Friday, August 08, 2008

Venue Challenge Preserved by General Motion for Judgment of Acquittal; However, Evidence was Sufficient to Prove Venue in Utah

United States v. Kelly, ___ F.3d ___, 2008 WL 2972731(10th Cir. 2008)
Defendant did not waive his challenge to venue being proper in Utah–nothing on the face of the indictment alerted him to a venue issue, and it only became apparent when the government rested its case. Nor did he fail to preserve it–in generally moving for an acquittal after the government rested, a challenge to venue and all essential elements of the offense was included in the objection. PRACTICE TIP: (if he had challenged sufficiency of the evidence on a particular ground, he would have failed to preserve all other grounds except that specified).

Venue must be found by the jury, but only upon a preponderance of the evidence. The evidence was sufficient that Defendant committed the offenses in the district of Utah. Enough evidence of particular geographic locations was introduced so that a jury could infer the crime (possession of methamphetamine by D on a motorcycle) occurred in Utah. The COA took judicial notice of the named counties as being in Utah.

No plain error in district court not giving a jury instruction on venue.
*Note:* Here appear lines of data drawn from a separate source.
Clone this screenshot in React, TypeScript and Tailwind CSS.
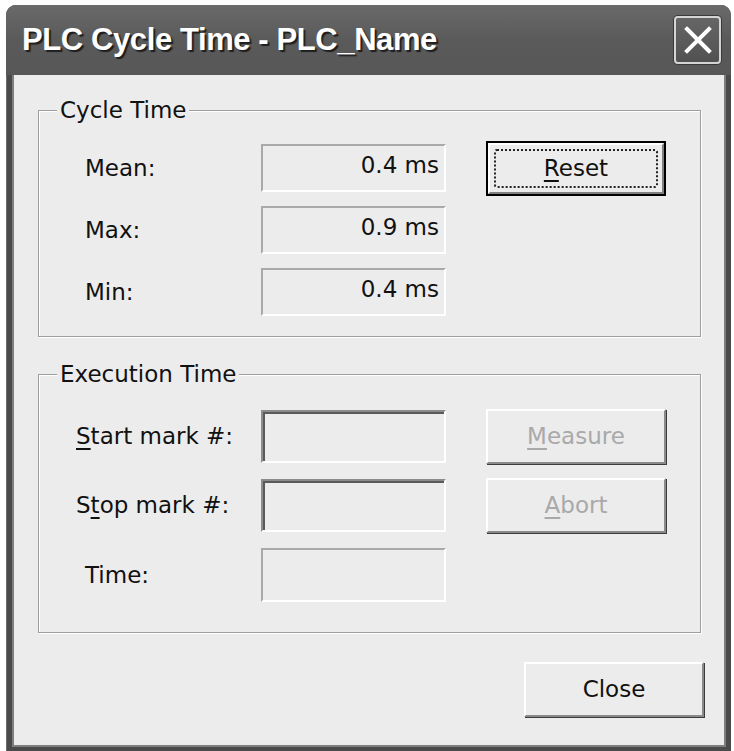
import type { ReactNode } from "react";

// Raised 3D push button in the classic dialog look.
function PushButton({
  children,
  disabled,
  isDefault,
  className = "",
}: {
  children: ReactNode;
  disabled?: boolean;
  isDefault?: boolean;
  className?: string;
}) {
  if (isDefault) {
    return (
      <button
        type="button"
        className={`h-[55px] w-[180px] shrink-0 border-2 border-black bg-[#ececec] p-0 ${className}`}
      >
        <div className="flex h-full w-full border-2 border-t-white border-l-white border-r-[#808080] border-b-[#808080] p-[4px]">
          <div className="flex flex-1 items-center justify-center rounded-[3px] border-2 border-dotted border-[#222] text-[23px] leading-none text-[#111]">
            {children}
          </div>
        </div>
      </button>
    );
  }
  return (
    <button
      type="button"
      disabled={disabled}
      className={`flex h-[55px] w-[180px] shrink-0 items-center justify-center border-2 border-t-white border-l-white border-r-[#8a8a8a] border-b-[#8a8a8a] bg-[#ececec] text-[23px] leading-none shadow-[1px_1px_0_#3c3c3c] ${
        disabled ? "text-[#a9a9a9]" : "text-[#111]"
      } ${className}`}
    >
      {children}
    </button>
  );
}

// Read-only value box (static edge).
function ValueBox({ value }: { value?: string }) {
  return (
    <div className="h-[48px] w-[185px] shrink-0 border-2 border-t-[#a9a9a9] border-l-[#a9a9a9] border-r-white border-b-white pr-[5px] pt-[6px] text-right text-[23px] leading-[27px] text-[#111]">
      {value}
    </div>
  );
}

// Sunken edit field (disabled).
function EditBox({ flat }: { flat?: boolean }) {
  return flat ? (
    <div className="h-[54px] w-[185px] shrink-0 border-2 border-t-[#a9a9a9] border-l-[#a9a9a9] border-r-white border-b-white" />
  ) : (
    <div className="h-[53px] w-[185px] shrink-0 border-2 border-t-[#8c8c8c] border-l-[#8c8c8c] border-r-white border-b-white">
      <div className="h-full w-full border-t-2 border-l-2 border-t-[#5a5a5a] border-l-[#5a5a5a]" />
    </div>
  );
}

function GroupBox({
  title,
  className = "",
  children,
}: {
  title: string;
  className?: string;
  children: ReactNode;
}) {
  return (
    <fieldset
      className={`border border-[#9f9f9f] shadow-[inset_1px_1px_0_#ffffff,1px_1px_0_#ffffff] ${className}`}
    >
      <legend className="ml-[18px] bg-[#ececec] px-[3px] text-[23px] leading-[28px] text-[#111]">
        {title}
      </legend>
      {children}
    </fieldset>
  );
}

function Label({ children, pad }: { children: ReactNode; pad: string }) {
  return (
    <div className={`w-[222px] shrink-0 text-[23px] leading-none text-[#111] ${pad}`}>
      {children}
    </div>
  );
}

export default function App() {
  return (
    <div className="h-[751px] w-[734px] overflow-hidden bg-white pl-[6px] pr-[3px] pt-[5px] font-['DejaVu_Sans',sans-serif]">
      <div className="flex h-[746px] flex-col rounded-t-[10px] bg-[#4a4a4a] shadow-[inset_1px_1px_0_#6e6e6e]">
        {/* title bar */}
        <div className="flex h-[70px] shrink-0 items-center rounded-t-[10px] bg-gradient-to-b from-[#6a6a6a] via-[#5a5a5a] to-[#575757] pl-[16px] pr-[10px]">
          <div className="flex-1 font-['Liberation_Sans',sans-serif] text-[31px] font-bold tracking-[-0.4px] text-white [text-shadow:2px_2px_1px_#1e1e1e]">
            PLC Cycle Time - PLC_Name
          </div>
          <button
            type="button"
            className="flex h-[48px] w-[47px] items-center justify-center rounded-[4px] border-2 border-[#d4d4d4] bg-gradient-to-b from-[#666666] to-[#515151] shadow-[0_0_0_1px_#3a3a3a]"
          >
            <svg width="28" height="28" viewBox="0 0 28 28">
              <path
                d="M3 3 L25 25 M25 3 L3 25"
                stroke="white"
                strokeWidth="4"
                strokeLinecap="square"
              />
            </svg>
          </button>
        </div>

        {/* client area */}
        <div className="flex flex-1 px-[6px] pb-[4px] pr-[5px]">
          <div className="flex flex-1 flex-col border-2 border-t-0 border-[#7e7e7e] bg-[#ececec] pl-[24px] pr-[23px] pt-[21px]">
            <GroupBox title="Cycle Time">
              <div className="flex flex-col gap-[14px] pb-[20px] pt-[20px]">
                <div className="flex h-[48px] items-center">
                  <Label pad="pl-[46px]">Mean:</Label>
                  <ValueBox value="0.4 ms" />
                  <PushButton isDefault className="ml-[40px]">
                    <span>
                      <u className="decoration-[2px] underline-offset-[4px]">R</u>eset
                    </span>
                  </PushButton>
                </div>
                <div className="flex h-[48px] items-center">
                  <Label pad="pl-[46px]">Max:</Label>
                  <ValueBox value="0.9 ms" />
                </div>
                <div className="flex h-[48px] items-center">
                  <Label pad="pl-[46px]">Min:</Label>
                  <ValueBox value="0.4 ms" />
                </div>
              </div>
            </GroupBox>

            <GroupBox title="Execution Time" className="mt-[23px]">
              <div className="flex flex-col gap-[16px] pb-[30px] pt-[22px]">
                <div className="flex h-[53px] items-center">
                  <Label pad="pl-[37px]">
                    <u className="decoration-[2px] underline-offset-[4px]">S</u>tart mark #:
                  </Label>
                  <EditBox />
                  <PushButton disabled className="ml-[40px]">
                    <span>
                      <u className="decoration-[2px] underline-offset-[4px]">M</u>easure
                    </span>
                  </PushButton>
                </div>
                <div className="flex h-[53px] items-center">
                  <Label pad="pl-[37px]">
                    S<u className="decoration-[2px] underline-offset-[4px]">t</u>op mark #:
                  </Label>
                  <EditBox />
                  <PushButton disabled className="ml-[40px]">
                    <span>
                      <u className="decoration-[2px] underline-offset-[4px]">A</u>bort
                    </span>
                  </PushButton>
                </div>
                <div className="flex h-[54px] items-center">
                  <Label pad="pl-[46px]">Time:</Label>
                  <EditBox flat />
                </div>
              </div>
            </GroupBox>

            <div className="mt-[29px] flex justify-end">
              <PushButton className="mr-[-3px]">Close</PushButton>
            </div>
          </div>
        </div>
      </div>
    </div>
  );
}
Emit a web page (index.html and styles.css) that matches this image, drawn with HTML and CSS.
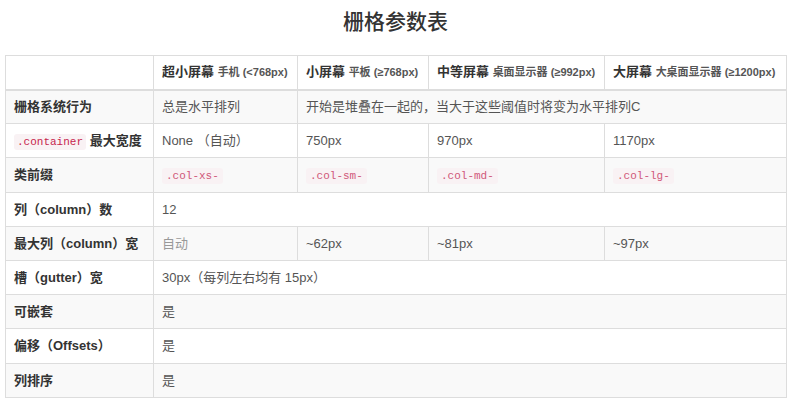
FILE: index.html
```html
<!DOCTYPE html>
<html lang="zh-CN">
<head>
<meta charset="utf-8">
<title>栅格参数表</title>
<link rel="stylesheet" href="styles.css">
</head>
<body>
<div class="page">
  <h1 class="title">栅格参数表</h1>
  <table class="grid-table">
    <colgroup>
      <col class="c1"><col class="c2"><col class="c3"><col class="c4"><col class="c5">
    </colgroup>
    <thead>
      <tr>
        <th></th>
        <th>超小屏幕 <small>手机 (&lt;768px)</small></th>
        <th>小屏幕 <small>平板 (≥768px)</small></th>
        <th>中等屏幕 <small>桌面显示器 (≥992px)</small></th>
        <th>大屏幕 <small>大桌面显示器 (≥1200px)</small></th>
      </tr>
    </thead>
    <tbody>
      <tr>
        <th>栅格系统行为</th>
        <td>总是水平排列</td>
        <td colspan="3">开始是堆叠在一起的，当大于这些阈值时将变为水平排列C</td>
      </tr>
      <tr>
        <th><code>.container</code> 最大宽度</th>
        <td>None （自动）</td>
        <td>750px</td>
        <td>970px</td>
        <td>1170px</td>
      </tr>
      <tr>
        <th>类前缀</th>
        <td><code class="sm">.col-xs-</code></td>
        <td><code class="sm">.col-sm-</code></td>
        <td><code class="sm">.col-md-</code></td>
        <td><code class="sm">.col-lg-</code></td>
      </tr>
      <tr>
        <th>列（column）数</th>
        <td colspan="4">12</td>
      </tr>
      <tr>
        <th>最大列（column）宽</th>
        <td class="muted">自动</td>
        <td>~62px</td>
        <td>~81px</td>
        <td>~97px</td>
      </tr>
      <tr>
        <th>槽（gutter）宽</th>
        <td colspan="4">30px（每列左右均有 15px）</td>
      </tr>
      <tr>
        <th>可嵌套</th>
        <td colspan="4">是</td>
      </tr>
      <tr>
        <th>偏移（Offsets）</th>
        <td colspan="4">是</td>
      </tr>
      <tr>
        <th>列排序</th>
        <td colspan="4">是</td>
      </tr>
    </tbody>
  </table>
</div>
</body>
</html>
```
FILE: styles.css
```css
html, body {
  margin: 0;
  padding: 0;
  background: #fff;
}
body {
  font-family: "Liberation Sans", Arial, "Noto Sans CJK SC", sans-serif;
  font-size: 13px;
  color: #555;
}
.page {
  padding: 0 7px 0 5px;
}
.title {
  margin: 0;
  height: 55px;
  line-height: 44px;
  text-align: center;
  font-size: 21px;
  font-weight: 500;
  color: #333;
}
.grid-table {
  width: 781px;
  border-collapse: collapse;
  table-layout: fixed;
  border: 1px solid #ddd;
}
.c1 { width: 148px; }
.c2 { width: 144px; }
.c3 { width: 131px; }
.c4 { width: 176px; }
.c5 { width: 182px; }
.grid-table tr {
  height: 34.2px;
}
.grid-table th,
.grid-table td {
  border: 1px solid #ddd;
  padding: 0 8px;
  line-height: 17px;
  text-align: left;
  vertical-align: middle;
  white-space: nowrap;
}
.grid-table th {
  font-weight: bold;
  color: #333;
}
.grid-table thead tr {
  height: 34px;
}
.grid-table thead th {
  border-bottom: 2px solid #ddd;
}
.grid-table small {
  font-size: 11px;
  font-weight: bold;
  color: #555;
}
.grid-table tbody tr:nth-child(odd) {
  background: #f9f9f9;
}
code {
  font-family: "Liberation Mono", "DejaVu Sans Mono", monospace;
  font-size: 11px;
  line-height: 1;
  color: #c7254e;
  background: #f9f2f4;
  padding: 2px 3px;
  border-radius: 3px;
  font-weight: normal;
}
code.sm {
  padding: 2px 4px;
  color: #d0587a;
}
.muted {
  color: #999;
}
```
An instruction was included (buried) in the elements instruction. Additionally, he could not show that his rights had been affected since venue was proper in Utah.

Although the trial court erred in instructing the court reporter not to transcribe the instructions as read from the bench, the error was harmless. The district court provided a copy of the instruction it represented it had read to the jury, and that was good enough for the COA.